=== Exercise requirements ===
Pick out the lines below that contain the string "screenshot" and copy them all.

=== Material ===
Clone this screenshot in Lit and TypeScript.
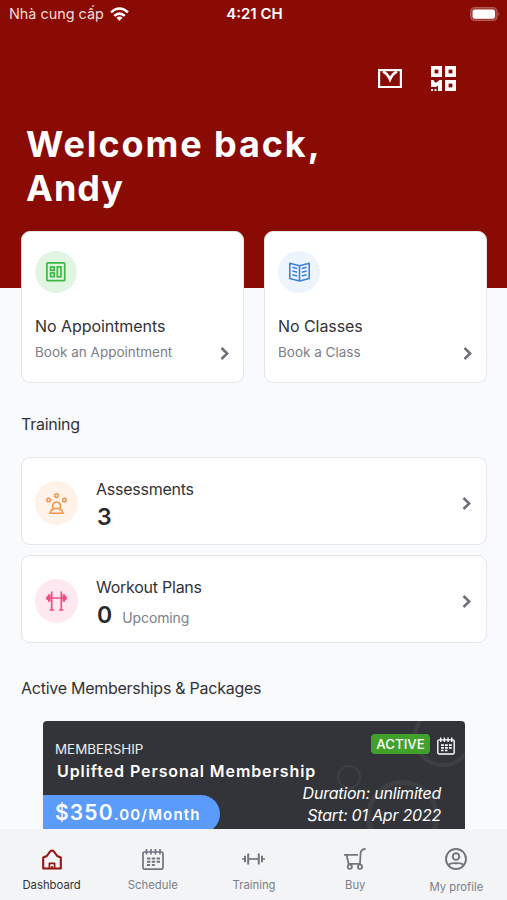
---
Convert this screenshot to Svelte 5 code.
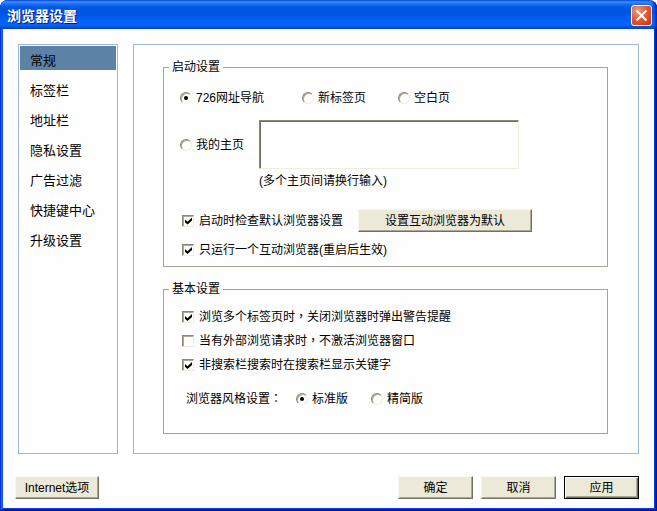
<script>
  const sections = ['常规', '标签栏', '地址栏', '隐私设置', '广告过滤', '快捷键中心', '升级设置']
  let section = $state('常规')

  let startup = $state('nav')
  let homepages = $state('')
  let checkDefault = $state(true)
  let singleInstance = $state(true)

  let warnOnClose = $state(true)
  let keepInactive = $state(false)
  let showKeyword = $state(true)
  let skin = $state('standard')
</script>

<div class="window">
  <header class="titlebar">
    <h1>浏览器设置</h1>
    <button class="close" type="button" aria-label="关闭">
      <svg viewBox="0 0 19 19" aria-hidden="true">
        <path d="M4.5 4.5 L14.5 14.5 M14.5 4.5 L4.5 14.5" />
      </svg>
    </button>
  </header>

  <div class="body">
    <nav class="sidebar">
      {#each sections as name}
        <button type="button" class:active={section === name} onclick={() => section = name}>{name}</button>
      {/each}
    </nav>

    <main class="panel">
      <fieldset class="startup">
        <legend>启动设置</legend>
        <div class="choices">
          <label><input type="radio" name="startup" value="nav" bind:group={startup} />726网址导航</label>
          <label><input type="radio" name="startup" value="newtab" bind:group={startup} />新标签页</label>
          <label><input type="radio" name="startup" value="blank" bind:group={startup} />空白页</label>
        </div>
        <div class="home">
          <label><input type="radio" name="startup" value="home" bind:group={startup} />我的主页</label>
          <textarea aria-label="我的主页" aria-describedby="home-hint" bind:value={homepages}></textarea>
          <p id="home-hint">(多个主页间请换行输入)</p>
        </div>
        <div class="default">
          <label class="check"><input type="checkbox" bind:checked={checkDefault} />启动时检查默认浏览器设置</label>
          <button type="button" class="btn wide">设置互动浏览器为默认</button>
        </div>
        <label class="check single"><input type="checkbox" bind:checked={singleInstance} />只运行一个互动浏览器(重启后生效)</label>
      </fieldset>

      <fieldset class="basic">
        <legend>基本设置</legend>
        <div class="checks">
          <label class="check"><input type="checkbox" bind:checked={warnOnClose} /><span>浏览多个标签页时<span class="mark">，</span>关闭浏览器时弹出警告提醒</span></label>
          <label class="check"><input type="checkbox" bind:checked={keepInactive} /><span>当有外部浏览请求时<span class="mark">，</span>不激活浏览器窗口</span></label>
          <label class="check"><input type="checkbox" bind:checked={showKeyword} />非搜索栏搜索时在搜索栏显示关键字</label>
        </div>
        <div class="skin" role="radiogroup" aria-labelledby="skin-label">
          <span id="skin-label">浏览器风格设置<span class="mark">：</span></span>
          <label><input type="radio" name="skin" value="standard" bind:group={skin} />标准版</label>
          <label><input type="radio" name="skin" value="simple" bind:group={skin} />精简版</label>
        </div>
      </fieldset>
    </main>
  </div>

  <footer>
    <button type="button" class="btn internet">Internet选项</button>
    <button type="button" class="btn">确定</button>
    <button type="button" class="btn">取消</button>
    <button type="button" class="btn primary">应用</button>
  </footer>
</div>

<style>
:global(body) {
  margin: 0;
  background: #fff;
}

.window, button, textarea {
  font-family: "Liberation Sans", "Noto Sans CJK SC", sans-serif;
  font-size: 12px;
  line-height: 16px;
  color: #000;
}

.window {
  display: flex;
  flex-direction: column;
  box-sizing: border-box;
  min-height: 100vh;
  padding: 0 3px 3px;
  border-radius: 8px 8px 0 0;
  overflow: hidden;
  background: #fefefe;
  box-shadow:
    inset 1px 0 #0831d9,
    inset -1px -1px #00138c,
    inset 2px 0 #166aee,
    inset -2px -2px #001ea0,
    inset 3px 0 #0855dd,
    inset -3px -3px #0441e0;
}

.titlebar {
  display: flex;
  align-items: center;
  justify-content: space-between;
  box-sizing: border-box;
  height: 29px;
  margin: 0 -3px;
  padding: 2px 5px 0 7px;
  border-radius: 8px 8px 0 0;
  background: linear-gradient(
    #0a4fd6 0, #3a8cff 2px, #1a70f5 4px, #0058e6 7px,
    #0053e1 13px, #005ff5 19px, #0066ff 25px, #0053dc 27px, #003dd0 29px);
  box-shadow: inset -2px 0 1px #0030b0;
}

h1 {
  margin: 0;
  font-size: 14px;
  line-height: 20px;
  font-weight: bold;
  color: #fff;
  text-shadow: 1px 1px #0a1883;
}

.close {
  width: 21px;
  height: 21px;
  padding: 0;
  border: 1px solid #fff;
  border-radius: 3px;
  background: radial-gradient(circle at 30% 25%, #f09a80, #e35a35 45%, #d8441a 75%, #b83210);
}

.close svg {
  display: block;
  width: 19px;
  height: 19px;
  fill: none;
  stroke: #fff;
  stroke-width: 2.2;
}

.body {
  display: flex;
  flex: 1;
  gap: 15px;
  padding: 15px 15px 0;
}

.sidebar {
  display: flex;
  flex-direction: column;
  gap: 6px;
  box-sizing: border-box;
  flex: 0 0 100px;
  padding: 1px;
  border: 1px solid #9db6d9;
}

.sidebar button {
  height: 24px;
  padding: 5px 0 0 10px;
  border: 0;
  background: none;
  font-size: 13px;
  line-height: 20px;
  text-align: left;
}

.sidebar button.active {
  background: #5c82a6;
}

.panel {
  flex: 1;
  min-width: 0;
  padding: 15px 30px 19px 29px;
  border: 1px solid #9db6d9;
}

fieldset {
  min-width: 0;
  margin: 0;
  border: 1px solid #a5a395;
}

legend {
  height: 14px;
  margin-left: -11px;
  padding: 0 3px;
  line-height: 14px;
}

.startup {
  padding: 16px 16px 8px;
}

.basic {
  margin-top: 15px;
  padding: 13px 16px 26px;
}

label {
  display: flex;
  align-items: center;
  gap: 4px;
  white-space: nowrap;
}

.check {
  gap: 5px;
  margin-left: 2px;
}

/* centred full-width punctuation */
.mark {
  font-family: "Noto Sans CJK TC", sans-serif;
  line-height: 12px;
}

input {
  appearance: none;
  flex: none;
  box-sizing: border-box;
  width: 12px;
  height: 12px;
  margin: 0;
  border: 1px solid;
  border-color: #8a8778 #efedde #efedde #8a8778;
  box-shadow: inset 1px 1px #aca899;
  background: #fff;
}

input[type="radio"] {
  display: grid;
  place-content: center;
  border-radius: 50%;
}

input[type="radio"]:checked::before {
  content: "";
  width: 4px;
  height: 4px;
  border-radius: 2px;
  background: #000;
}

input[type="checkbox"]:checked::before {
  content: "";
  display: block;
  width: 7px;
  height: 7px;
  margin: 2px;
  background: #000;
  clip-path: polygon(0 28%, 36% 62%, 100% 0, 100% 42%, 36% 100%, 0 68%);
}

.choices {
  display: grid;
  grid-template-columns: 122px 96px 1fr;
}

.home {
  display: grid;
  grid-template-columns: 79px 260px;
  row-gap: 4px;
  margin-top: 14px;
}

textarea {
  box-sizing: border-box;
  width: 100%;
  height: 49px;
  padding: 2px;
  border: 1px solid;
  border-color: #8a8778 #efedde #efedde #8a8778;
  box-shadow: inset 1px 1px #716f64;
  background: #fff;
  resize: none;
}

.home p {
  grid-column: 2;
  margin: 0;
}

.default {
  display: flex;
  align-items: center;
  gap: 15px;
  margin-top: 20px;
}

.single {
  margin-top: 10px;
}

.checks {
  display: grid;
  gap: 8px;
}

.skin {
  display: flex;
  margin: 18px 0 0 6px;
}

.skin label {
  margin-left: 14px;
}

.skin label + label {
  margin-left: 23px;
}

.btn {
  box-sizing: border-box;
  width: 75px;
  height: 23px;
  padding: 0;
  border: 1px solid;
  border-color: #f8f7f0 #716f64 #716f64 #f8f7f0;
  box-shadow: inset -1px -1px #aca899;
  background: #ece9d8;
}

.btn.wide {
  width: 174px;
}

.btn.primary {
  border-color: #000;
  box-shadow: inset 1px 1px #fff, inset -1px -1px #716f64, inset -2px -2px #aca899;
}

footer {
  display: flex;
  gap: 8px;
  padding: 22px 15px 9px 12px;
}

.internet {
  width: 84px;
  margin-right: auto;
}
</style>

=== Result ===
Clone this screenshot in Lit and TypeScript.
Convert this screenshot to Svelte 5 code.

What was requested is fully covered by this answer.